I also joke with Reid Hoffman that this was back in the days before he was “Reid”. Reid’s an incredible entrepreneur, startup investor, and human being. It’s truly a privilege to have known him for more than a decade as my mentor, boss, and friend going back to the early PayPal days. But keep in mind at this point Reid’s a first-time CEO. Yes… he was a very successful PayPal exec and previously co-founder & VP Product of SocialNet. The latter was backed by Accel in late 90s, but in many ways it was too early for its time and ultimately wasn’t a success. Reid’s investing activities are just beginning, i.e. he was an angel in Friendster and one or two other companies at this point but this is long before Facebook, Zynga, etc. If Reid were to start a company today he’d probably have every VC in America offering to back him, but this wasn’t necessarily the case when we started LinkedIn out of his apartment in Mountain View at the end of 2002.

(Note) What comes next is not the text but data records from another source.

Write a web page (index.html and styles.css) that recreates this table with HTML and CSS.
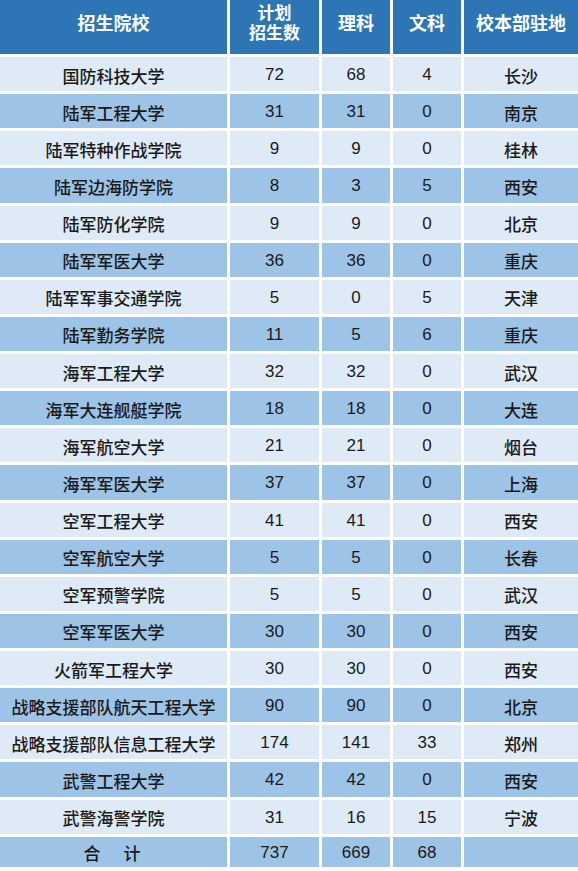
FILE: index.html
```html
<!DOCTYPE html>
<html lang="zh">
<head>
<meta charset="utf-8">
<link rel="stylesheet" href="styles.css">
</head>
<body>
<div class="table">
  <div class="th">招生院校</div>
  <div class="th stack"><span class="line">计划</span><span class="line">招生数</span></div>
  <div class="th">理科</div>
  <div class="th">文科</div>
  <div class="th">校本部驻地</div>

  <div class="td l">国防科技大学</div><div class="td l num">72</div><div class="td l num">68</div><div class="td l num">4</div><div class="td l">长沙</div>
  <div class="td d">陆军工程大学</div><div class="td d num">31</div><div class="td d num">31</div><div class="td d num">0</div><div class="td d">南京</div>
  <div class="td l">陆军特种作战学院</div><div class="td l num">9</div><div class="td l num">9</div><div class="td l num">0</div><div class="td l">桂林</div>
  <div class="td d">陆军边海防学院</div><div class="td d num">8</div><div class="td d num">3</div><div class="td d num">5</div><div class="td d">西安</div>
  <div class="td l">陆军防化学院</div><div class="td l num">9</div><div class="td l num">9</div><div class="td l num">0</div><div class="td l">北京</div>
  <div class="td d">陆军军医大学</div><div class="td d num">36</div><div class="td d num">36</div><div class="td d num">0</div><div class="td d">重庆</div>
  <div class="td l">陆军军事交通学院</div><div class="td l num">5</div><div class="td l num">0</div><div class="td l num">5</div><div class="td l">天津</div>
  <div class="td d">陆军勤务学院</div><div class="td d num">11</div><div class="td d num">5</div><div class="td d num">6</div><div class="td d">重庆</div>
  <div class="td l">海军工程大学</div><div class="td l num">32</div><div class="td l num">32</div><div class="td l num">0</div><div class="td l">武汉</div>
  <div class="td d">海军大连舰艇学院</div><div class="td d num">18</div><div class="td d num">18</div><div class="td d num">0</div><div class="td d">大连</div>
  <div class="td l">海军航空大学</div><div class="td l num">21</div><div class="td l num">21</div><div class="td l num">0</div><div class="td l">烟台</div>
  <div class="td d">海军军医大学</div><div class="td d num">37</div><div class="td d num">37</div><div class="td d num">0</div><div class="td d">上海</div>
  <div class="td l">空军工程大学</div><div class="td l num">41</div><div class="td l num">41</div><div class="td l num">0</div><div class="td l">西安</div>
  <div class="td d">空军航空大学</div><div class="td d num">5</div><div class="td d num">5</div><div class="td d num">0</div><div class="td d">长春</div>
  <div class="td l">空军预警学院</div><div class="td l num">5</div><div class="td l num">5</div><div class="td l num">0</div><div class="td l">武汉</div>
  <div class="td d">空军军医大学</div><div class="td d num">30</div><div class="td d num">30</div><div class="td d num">0</div><div class="td d">西安</div>
  <div class="td l">火箭军工程大学</div><div class="td l num">30</div><div class="td l num">30</div><div class="td l num">0</div><div class="td l">西安</div>
  <div class="td d">战略支援部队航天工程大学</div><div class="td d num">90</div><div class="td d num">90</div><div class="td d num">0</div><div class="td d">北京</div>
  <div class="td l">战略支援部队信息工程大学</div><div class="td l num">174</div><div class="td l num">141</div><div class="td l num">33</div><div class="td l">郑州</div>
  <div class="td d">武警工程大学</div><div class="td d num">42</div><div class="td d num">42</div><div class="td d num">0</div><div class="td d">西安</div>
  <div class="td l">武警海警学院</div><div class="td l num">31</div><div class="td l num">16</div><div class="td l num">15</div><div class="td l">宁波</div>
  <div class="td d total">合　计</div><div class="td d num">737</div><div class="td d num">669</div><div class="td d num">68</div><div class="td d"></div>
</div>
</body>
</html>
```
FILE: styles.css
```css
html, body {
  margin: 0;
  padding: 0;
  background: #ffffff;
}

body {
  width: 578px;
  height: 871px;
  overflow: hidden;
  font-family: "Liberation Sans", "Noto Sans CJK SC", sans-serif;
}

.table {
  display: grid;
  grid-template-columns: 227px 89px 68px 68px 1fr;
  grid-template-rows: 54px repeat(21, 34.14px) 30px;
  gap: 3px;
}

.th {
  background: #2e75b6;
  color: #ffffff;
  font-family: "Noto Sans CJK SC", sans-serif;
  font-weight: 700;
  font-size: 18px;
  line-height: 20px;
  display: flex;
  align-items: center;
  justify-content: center;
  text-align: center;
  padding-bottom: 10px;
  box-sizing: border-box;
}

.th.stack {
  flex-direction: column;
  padding-bottom: 11px;
}

.th .line {
  display: block;
  line-height: 20px;
  font-size: 17px;
}

.td {
  display: flex;
  align-items: center;
  justify-content: center;
  font-family: "Noto Sans CJK SC", sans-serif;
  font-weight: 500;
  font-size: 17px;
  color: #1a1a1a;
  white-space: nowrap;
  padding-top: 2px;
  box-sizing: border-box;
}

.td.num {
  font-family: "Liberation Sans", "Noto Sans CJK SC", sans-serif;
  font-weight: 400;
  font-size: 17px;
}

.l {
  background: #deebf7;
}

.d {
  background: #9dc3e6;
}

.total {
  letter-spacing: 3px;
}
```
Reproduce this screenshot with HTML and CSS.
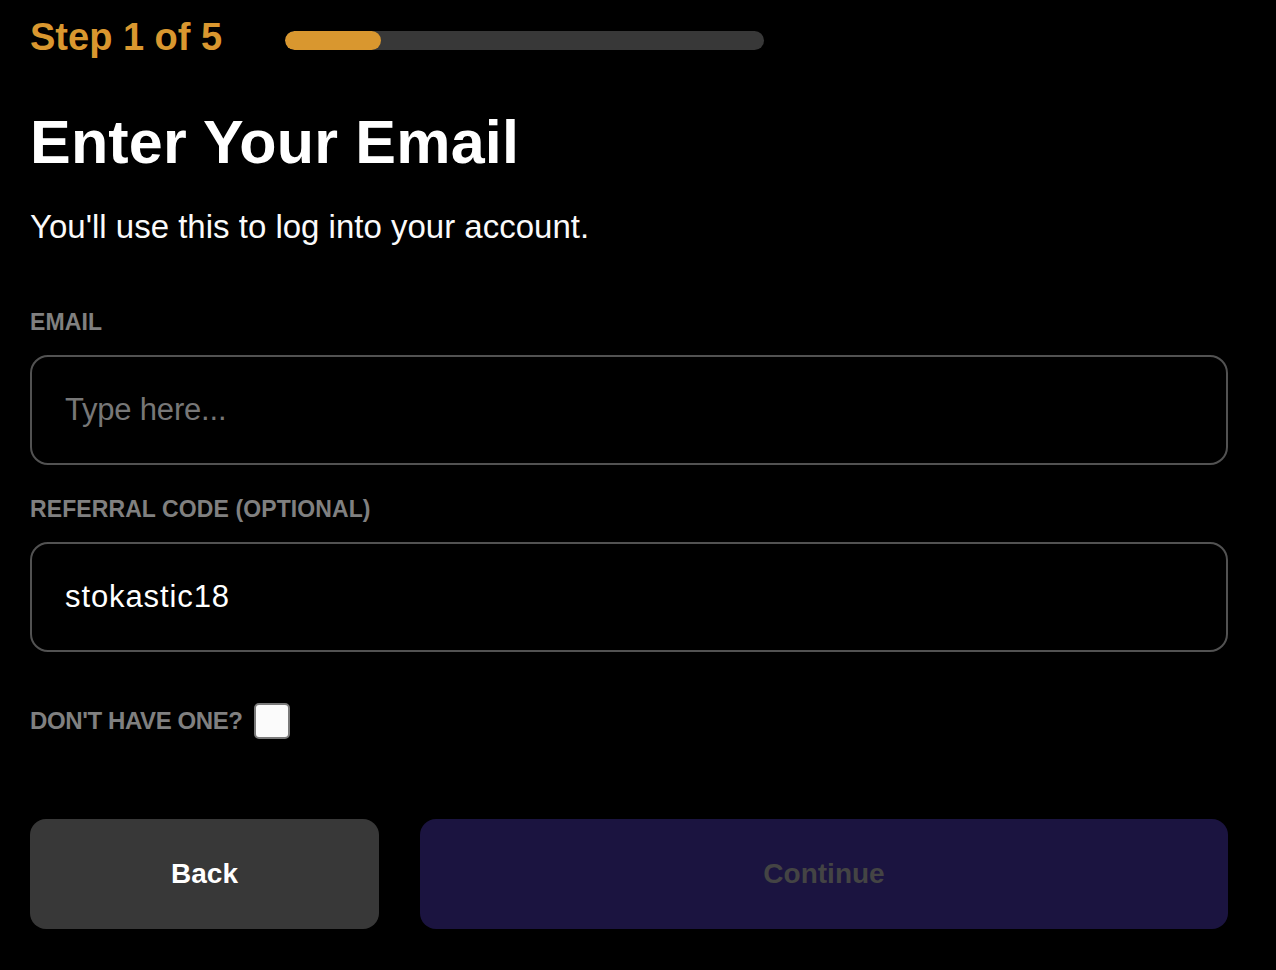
FILE: index.html
```html
<!DOCTYPE html>
<html lang="en">
<head>
<meta charset="utf-8">
<title>Enter Your Email</title>
<link rel="stylesheet" href="styles.css">
</head>
<body>
<main class="signup">
  <div class="progress-row">
    <span class="step">Step 1 of 5</span>
    <div class="track"><div class="fill" style="width:20%"></div></div>
  </div>
  <h1 class="title">Enter Your Email</h1>
  <p class="subtitle">You'll use this to log into your account.</p>
  <label class="field-label" for="email">EMAIL</label>
  <input class="text-input" id="email" type="text" placeholder="Type here...">
  <label class="field-label field-label--second" for="referral">REFERRAL CODE (OPTIONAL)</label>
  <input class="text-input" id="referral" type="text" value="stokastic18">
  <div class="no-code">
    <span class="no-code-text">DON'T HAVE ONE?</span>
    <span class="checkbox"></span>
  </div>
  <div class="actions">
    <button class="btn btn-back" type="button">Back</button>
    <button class="btn btn-continue" type="button" disabled>Continue</button>
  </div>
</main>
</body>
</html>
```
FILE: styles.css
```css
html, body {
  margin: 0;
  padding: 0;
  background: #000;
}

body {
  font-family: "Liberation Sans", Arial, sans-serif;
  color: #fff;
}

.signup {
  width: 1198px;
  margin-left: 30px;
  padding-top: 13px;
  display: flex;
  flex-direction: column;
}

.progress-row {
  display: flex;
  align-items: flex-start;
  gap: 63px;
  height: 48px;
}

.step {
  font-size: 38px;
  line-height: 48px;
  font-weight: 700;
  color: #d9972f;
  white-space: nowrap;
}

.track {
  margin-top: 18px;
  width: 479px;
  height: 19px;
  border-radius: 10px;
  background: #383838;
  overflow: hidden;
}

.fill {
  height: 100%;
  border-radius: 10px;
  background: #d9972f;
}

.title {
  margin: 45px 0 0;
  font-size: 61px;
  line-height: 72px;
  font-weight: 700;
  letter-spacing: 0.2px;
  color: #fff;
}

.subtitle {
  margin: 27px 0 0;
  font-size: 33px;
  line-height: 44px;
  font-weight: 400;
  color: #fafafa;
}

.field-label {
  margin-top: 59px;
  font-size: 23px;
  line-height: 28px;
  font-weight: 700;
  letter-spacing: 0.1px;
  color: #808080;
}

.field-label--second {
  margin-top: 30px;
}

.text-input {
  margin-top: 19px;
  box-sizing: border-box;
  width: 100%;
  height: 110px;
  padding: 0 0 0 33px;
  border: 2px solid #525252;
  border-radius: 18px;
  background: #000;
  color: #fff;
  font-family: "Liberation Sans", Arial, sans-serif;
  font-size: 31px;
  letter-spacing: 0.9px;
  outline: none;
}

.text-input::placeholder {
  color: #777;
  letter-spacing: -0.2px;
  opacity: 1;
}

.no-code {
  margin-top: 51px;
  display: flex;
  align-items: center;
  gap: 11px;
  height: 36px;
}

.no-code-text {
  font-size: 24px;
  line-height: 36px;
  font-weight: 700;
  letter-spacing: -0.4px;
  color: #808080;
}

.checkbox {
  box-sizing: border-box;
  width: 36px;
  height: 36px;
  border: 2px solid #7a7a7a;
  border-radius: 5px;
  background: #fbfbfb;
}

.actions {
  margin-top: 80px;
  display: flex;
  gap: 41px;
}

.btn {
  height: 110px;
  border: none;
  border-radius: 16px;
  font-family: "Liberation Sans", Arial, sans-serif;
  font-size: 28px;
  font-weight: 700;
  cursor: pointer;
}

.btn-back {
  width: 349px;
  background: #383838;
  color: #fff;
}

.btn-continue {
  flex: 1;
  background: #1b1440;
  color: #444;
}
```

Ok, now you have the context for early 2003. Reid assembled the founding team drawing largely from his prior startups, with a few other folks he’d known for a long time. He provided our initial seed funding to launch the website publicly on May 5, 2003. Not long after the product launch we began the initial conversations with VCs for a Series A round.
Reid & I ran around Sand Hill Road for the next several months meeting with literally dozens of firms. Many of these firms you’d recognize well, though a few you might not and a couple we pitched are essentially out of the VC business today. Some groups were intimately familiar with the PayPal story and others were only casual observers.
In total I think we spoke with at least 25 firms of various types. We pitched the full partnership of 6 firms that I can recall, though it’s possible I’m missing somebody. It was an interesting mix of reactions… a couple quickly grasped the opportunity we were pursuing and liked our team and concept. One partnership was clearly very divided and a vocal minority of GPs thought consumer internet companies were a massive waste of time and money. In another we decended into a debate about our 5 year forecasts (I built the models so fielded most of these questions), and it became clear they probably weren’t the best fit for our Series A round (this group is no longer in the early-stage VC business). And a third firm “pressure tested” (i.e. grilled) Reid to see if he still had entrepreneurial zeal, after already having some success at PayPal. That one didn’t end terribly well.
I certainly bear no ill will to the various firms that ultimately passed on our fundraise… as a seed stage VC myself now I can appreciate how hard it is evaluating companies at the earliest stages of development. Lots of VCs had been burned in the bubble and enthusiasm about consumer internet companies was very much a contrarian view at the time. LinkedIn’s product had only been live for a couple months, we only had tens of thousands of registered users, and wouldn’t start generating revenue for more than a year after this point. But I can similarly appreciate the enthusaism of the small handful of firms that did express interest in our round. As I’m fond of saying, startup fundraising isn’t about convincing skeptics but rather finding true believers.
At the end of the process, which ran into the fall of 2003, we received term sheets from two firms and had a third which expressed interest in participating though not leading the round. The terms and valuation for both offers were comparable and when the team debated which path to choose, we all agreed both firms would have made good partners. For a variety of reasons we ultimately chose Sequoia Capital’s term sheet, ironically they first showed interest pretty late in the deal process but to their credit moved quickly from there. It was a $4.7M round which closed in November 2003, and the pre-money valuation between $10 million and $15 million. So from start to finish our fundraise took roughly four to five months.
The rest, as they say, is history. Or more accurately many years of hard work and innovation by a lot of great folks.